The task:
Set down precisely the lines from the line with "Reproduce this table" through the end of the material, inclusive, and no pictures.

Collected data
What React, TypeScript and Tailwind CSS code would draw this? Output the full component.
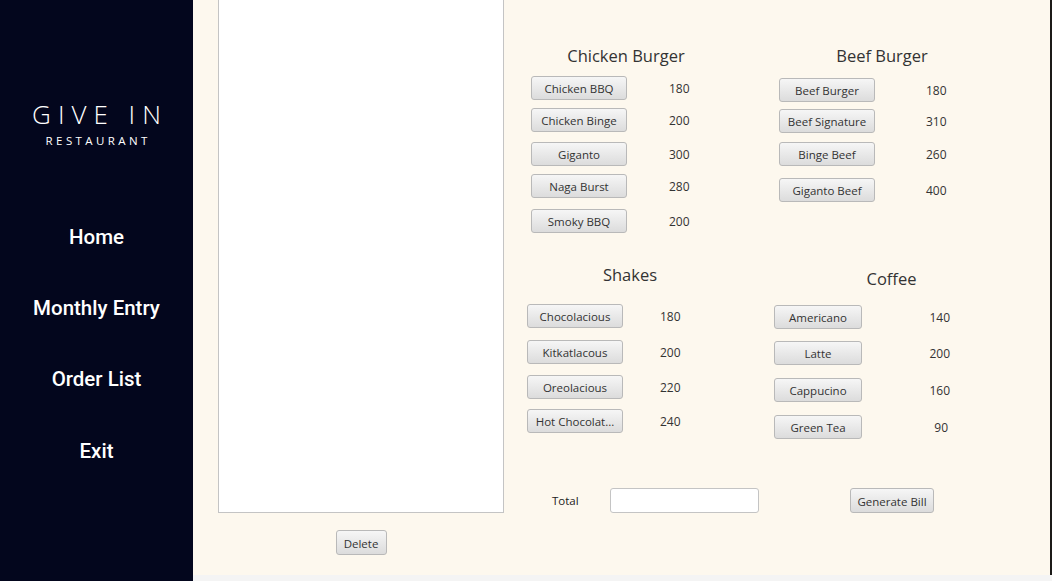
import React from "react";

const font = { fontFamily: '"Open Sans", "Noto Sans", sans-serif' };

function Btn({ label, w = "w-[96px]", extra = "" }: { label: string; w?: string; extra?: string }) {
  return (
    <div
      className={`${w} ${extra} h-[24px] pt-[2px] shrink-0 rounded-[3px] border border-[#b9b9b9] bg-gradient-to-b from-[#f6f6f6] to-[#dcdcdc] flex items-center justify-center text-[11.5px] text-[#333] whitespace-nowrap overflow-hidden`}
    >
      {label}
    </div>
  );
}

function Price({ v, cls }: { v: string; cls: string }) {
  return <div className={`${cls} h-[24px] text-[12px] text-[#333] leading-[26px]`}>{v}</div>;
}

const navCls = "text-[20.5px] font-medium leading-[28px]";
const navFont = { fontFamily: 'Roboto, "Open Sans", sans-serif' };

export default function App() {
  return (
    <div className="flex w-[1052px] h-[581px] overflow-hidden" style={font}>
      {/* Sidebar */}
      <div className="w-[193px] h-full bg-[#03061d] flex flex-col items-center text-white shrink-0">
        <div className="mt-[97px] text-[26px] font-light tracking-[7px] pl-[7px] leading-[34px]">GIVE IN</div>
        <div className="mt-[2px] text-[11.5px] tracking-[3.4px] pl-[3.4px] leading-[16px]">RESTAURANT</div>
        <div className={`mt-[74px] ${navCls}`} style={navFont}>Home</div>
        <div className={`mt-[43px] ${navCls}`} style={navFont}>Monthly Entry</div>
        <div className={`mt-[43px] ${navCls}`} style={navFont}>Order List</div>
        <div className={`mt-[44px] ${navCls}`} style={navFont}>Exit</div>
      </div>

      {/* Main */}
      <div className="flex-1 flex flex-col h-full">
        <div className="h-[575px] bg-[#fdf8ee] flex border-r-2 border-[#1c1a18]">
          {/* Left list column */}
          <div className="ml-[25px] w-[286px] flex flex-col items-center">
            <div className="w-full h-[513px] bg-white border-x border-b border-[#c4c4c4]" />
            <div className="mt-[17px]">
              <div className="w-[51px] h-[25px] pt-[2px] rounded-[3px] border border-[#b9b9b9] bg-gradient-to-b from-[#f6f6f6] to-[#dcdcdc] flex items-center justify-center text-[11.5px] text-[#333]">
                Delete
              </div>
            </div>
          </div>

          {/* Menu left column */}
          <div className="ml-[23px] w-[247px] flex flex-col">
            <div className="mt-[46px] w-[198px] h-[20px] leading-[20px] text-center text-[16.5px] text-[#333]">Chicken Burger</div>
            <div className="mt-[10px] flex"><Btn label="Chicken BBQ" extra="ml-[4px]" /><Price v="180" cls="ml-[42px]" /></div>
            <div className="mt-[8px] flex"><Btn label="Chicken Binge" extra="ml-[4px]" /><Price v="200" cls="ml-[42px]" /></div>
            <div className="mt-[10px] flex"><Btn label="Giganto" extra="ml-[4px]" /><Price v="300" cls="ml-[42px]" /></div>
            <div className="mt-[8px] flex"><Btn label="Naga Burst" extra="ml-[4px]" /><Price v="280" cls="ml-[42px]" /></div>
            <div className="mt-[11px] flex"><Btn label="Smoky BBQ" extra="ml-[4px]" /><Price v="200" cls="ml-[42px]" /></div>

            <div className="mt-[32px] w-[206px] h-[20px] leading-[20px] text-center text-[16.5px] text-[#333]">Shakes</div>
            <div className="mt-[19px] flex"><Btn label="Chocolacious" /><Price v="180" cls="ml-[37px]" /></div>
            <div className="mt-[12px] flex"><Btn label="Kitkatlacous" /><Price v="200" cls="ml-[37px]" /></div>
            <div className="mt-[11px] flex"><Btn label="Oreolacious" /><Price v="220" cls="ml-[37px]" /></div>
            <div className="mt-[10px] flex"><Btn label="Hot Chocolat..." /><Price v="240" cls="ml-[37px]" /></div>

            <div className="mt-[55px] flex items-center">
              <div className="ml-[25px] w-[58px] pt-[1px] text-[11.5px] text-[#222]">Total</div>
              <div className="w-[149px] h-[25px] bg-white border border-[#c4c4c4] rounded-[3px]" />
            </div>
          </div>

          {/* Menu right column */}
          <div className="w-[240px] flex flex-col">
            <div className="mt-[46px] w-[216px] h-[20px] leading-[20px] text-center text-[16.5px] text-[#333]">Beef Burger</div>
            <div className="mt-[12px] flex"><Btn label="Beef Burger" extra="ml-[5px]" /><Price v="180" cls="ml-[51px]" /></div>
            <div className="mt-[7px] flex"><Btn label="Beef Signature" extra="ml-[5px]" /><Price v="310" cls="ml-[51px]" /></div>
            <div className="mt-[9px] flex"><Btn label="Binge Beef" extra="ml-[5px]" /><Price v="260" cls="ml-[51px]" /></div>
            <div className="mt-[12px] flex"><Btn label="Giganto Beef" extra="ml-[5px]" /><Price v="400" cls="ml-[51px]" /></div>

            <div className="mt-[67px] w-[235px] h-[20px] leading-[20px] text-center text-[16.5px] text-[#333]">Coffee</div>
            <div className="mt-[16px] flex"><Btn label="Americano" w="w-[88px]" /><Price v="140" cls="w-[88px] text-right" /></div>
            <div className="mt-[12px] flex"><Btn label="Latte" w="w-[88px]" /><Price v="200" cls="w-[88px] text-right" /></div>
            <div className="mt-[13px] flex"><Btn label="Cappucino" w="w-[88px]" /><Price v="160" cls="w-[88px] text-right" /></div>
            <div className="mt-[13px] flex"><Btn label="Green Tea" w="w-[88px]" /><Price v="90" cls="w-[86px] text-right" /></div>

            <div className="mt-[49px] flex">
              <div className="ml-[76px] w-[84px] h-[25px] pt-[2px] rounded-[3px] border border-[#b9b9b9] bg-gradient-to-b from-[#f6f6f6] to-[#dcdcdc] flex items-center justify-center text-[11.5px] text-[#333] whitespace-nowrap">
                Generate Bill
              </div>
            </div>
          </div>
        </div>
        <div className="flex-1 bg-[#f4f4f4]" />
      </div>
    </div>
  );
}
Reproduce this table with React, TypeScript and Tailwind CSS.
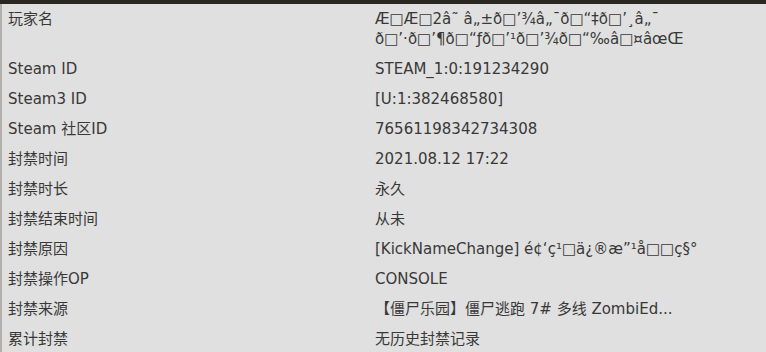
import React from 'react';

interface BanRow {
  label: string;
  value: string;
}

const rows: BanRow[] = [
  {
    label: '玩家名',
    value:
      'Æ\u25A1Æ\u25A12â˜\u00A0â„±ð\u25A1’¾â„¯ð\u25A1“‡ð\u25A1’¸â„¯ ð\u25A1’·ð\u25A1’¶ð\u25A1“ƒð\u25A1’¹ð\u25A1’¾ð\u25A1“‰â\u25A1¤âœŒ',
  },
  { label: 'Steam ID', value: 'STEAM_1:0:191234290' },
  { label: 'Steam3 ID', value: '[U:1:382468580]' },
  { label: 'Steam 社区ID', value: '76561198342734308' },
  { label: '封禁时间', value: '2021.08.12 17:22' },
  { label: '封禁时长', value: '永久' },
  { label: '封禁结束时间', value: '从未' },
  {
    label: '封禁原因',
    value: '[KickNameChange] é¢‘ç¹\u25A1ä¿®æ”¹å\u25A1\u25A1ç§°',
  },
  { label: '封禁操作OP', value: 'CONSOLE' },
  { label: '封禁来源', value: '【僵尸乐园】僵尸逃跑 7# 多线 ZombiEd...' },
  { label: '累计封禁', value: '无历史封禁记录' },
];

const App: React.FC = () => {
  return (
    <div className="w-[766px] h-[352px] overflow-hidden bg-[#2a2622] pt-[4px]">
      <div
        className="h-full border-l-2 border-[#b3afab] bg-[#e0e0e0] text-[15px] leading-[20px] text-[#383838]"
        style={{ fontFamily: '"DejaVu Sans", "Noto Sans CJK SC", sans-serif' }}
      >
        {rows.map((row) => (
          <div key={row.label} className="grid grid-cols-[367px_1fr] py-[5px]">
            <div className="pl-[6px] pr-2">{row.label}</div>
            <div className="pl-[6px] pr-2 break-words">{row.value}</div>
          </div>
        ))}
      </div>
    </div>
  );
};

export default App;
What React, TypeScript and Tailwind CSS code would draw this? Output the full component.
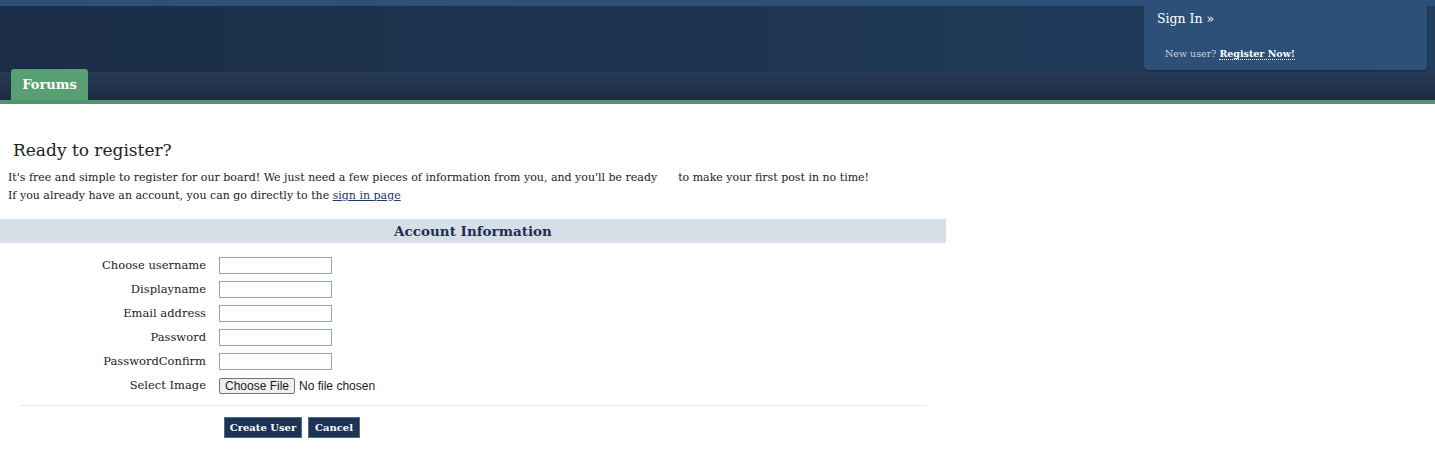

Output for this exercise:
Reproduce this table with React, TypeScript and Tailwind CSS.
import React from 'react';

interface BanRow {
  label: string;
  value: string;
}

const rows: BanRow[] = [
  {
    label: '玩家名',
    value:
      'Æ\u25A1Æ\u25A12â˜\u00A0â„±ð\u25A1’¾â„¯ð\u25A1“‡ð\u25A1’¸â„¯ ð\u25A1’·ð\u25A1’¶ð\u25A1“ƒð\u25A1’¹ð\u25A1’¾ð\u25A1“‰â\u25A1¤âœŒ',
  },
  { label: 'Steam ID', value: 'STEAM_1:0:191234290' },
  { label: 'Steam3 ID', value: '[U:1:382468580]' },
  { label: 'Steam 社区ID', value: '76561198342734308' },
  { label: '封禁时间', value: '2021.08.12 17:22' },
  { label: '封禁时长', value: '永久' },
  { label: '封禁结束时间', value: '从未' },
  {
    label: '封禁原因',
    value: '[KickNameChange] é¢‘ç¹\u25A1ä¿®æ”¹å\u25A1\u25A1ç§°',
  },
  { label: '封禁操作OP', value: 'CONSOLE' },
  { label: '封禁来源', value: '【僵尸乐园】僵尸逃跑 7# 多线 ZombiEd...' },
  { label: '累计封禁', value: '无历史封禁记录' },
];

const App: React.FC = () => {
  return (
    <div className="w-[766px] h-[352px] overflow-hidden bg-[#2a2622] pt-[4px]">
      <div
        className="h-full border-l-2 border-[#b3afab] bg-[#e0e0e0] text-[15px] leading-[20px] text-[#383838]"
        style={{ fontFamily: '"DejaVu Sans", "Noto Sans CJK SC", sans-serif' }}
      >
        {rows.map((row) => (
          <div key={row.label} className="grid grid-cols-[367px_1fr] py-[5px]">
            <div className="pl-[6px] pr-2">{row.label}</div>
            <div className="pl-[6px] pr-2 break-words">{row.value}</div>
          </div>
        ))}
      </div>
    </div>
  );
};

export default App;
What React, TypeScript and Tailwind CSS code would draw this? Output the full component.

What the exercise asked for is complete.